City hotels cut into Mantra profits

Resorts doing welll: the Mantra French Quarter, Noosa Heads hotel on the Sunshine Coast
Resorts doing welll: the Mantra French Quarter, Noosa Heads hotel on the Sunshine Coast Supplied

A drop in earnings from Mantra Group's city hotels put a damper on otherwise solid interim results as the country's second biggest hotel operator re-affirmed its full-year guidance.

Statutory profits rose 25.9 per cent to $30.5 million as the company benefited from property acquisitions and a strong domestic and overseas tourism market.

The underlying results, which better reflect the trading performance of the business, were more muted with net profits after tax up 15.1 per cent to $31.8 million and underlying net profits after tax and amortisation up 14.4 per cent to $33.1 million.

These results were slightly below those forecast by Citi Research which expected Mantra to report NPATA up 21 per cent to $34.9 million. Mantra shares fell more than six per cent soon after the results were published.

Earnings surged almost 30 per cent across Mantra's resorts business which benefited from rising overseas visitor numbers, but fell across Mantra's CBD hotel business due to weakening conditions in the resource-exposed markets of Perth, Brisbane and Darwin

Mantra Group chief executive officer Bob East said the company was on track to deliver earnings in line with guidance given in August 2016. Total group revenue was $356.2 million up 15.9 per cent on the December 2015 half-year.

Mr East said the rise in statutory profits was driven by four new properties acquired during the six month period "supported by organic growth as a result of the continued growth in domestic and international travel, an increase in the total number of rooms available across both the resorts and CBD operating segments, improved occupancy levels, higher average room rates in resorts and improved efficiencies in key areas of the business".

Over the period, Mantra made its biggest ever acquisition, buying the rights to the 1,176 room Mantra-branded Ala Moana Hotel in Honolulu Hawaii. Early February it snapped up management rights to almost 1000 apartments being built by developer Tim Gurner in Brisbane in a record $28 million deal.

Citi Research upgraded its recommendation on Mantra from Neutral to a Buy on January 31 with a target price of $3.30. The company will commence trading this morning at $3.02 giving it a market cap of just under $900 million.
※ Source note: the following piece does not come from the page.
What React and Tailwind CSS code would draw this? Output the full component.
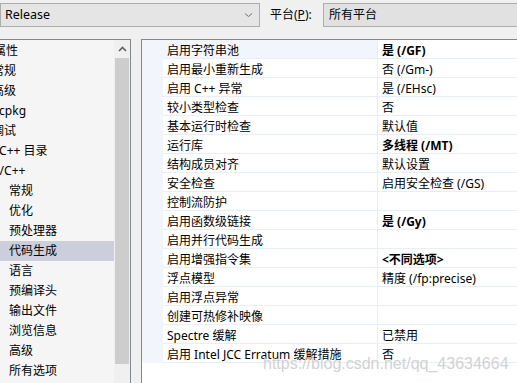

They peaked at over $5 in December 2015.

At the time of its recommendation, Mantra (at $2.69) was trading at a 26 per cent discount to hotel peers even though it has double the EPS growth.

"In our view, the current share price more than reflects our medium term concerns around i) Mantra's risk profile increasing from its acquisition strategy, ii) increases in supply and iii) the sharing economy," said Citi Research equities analyst Sam Teeger.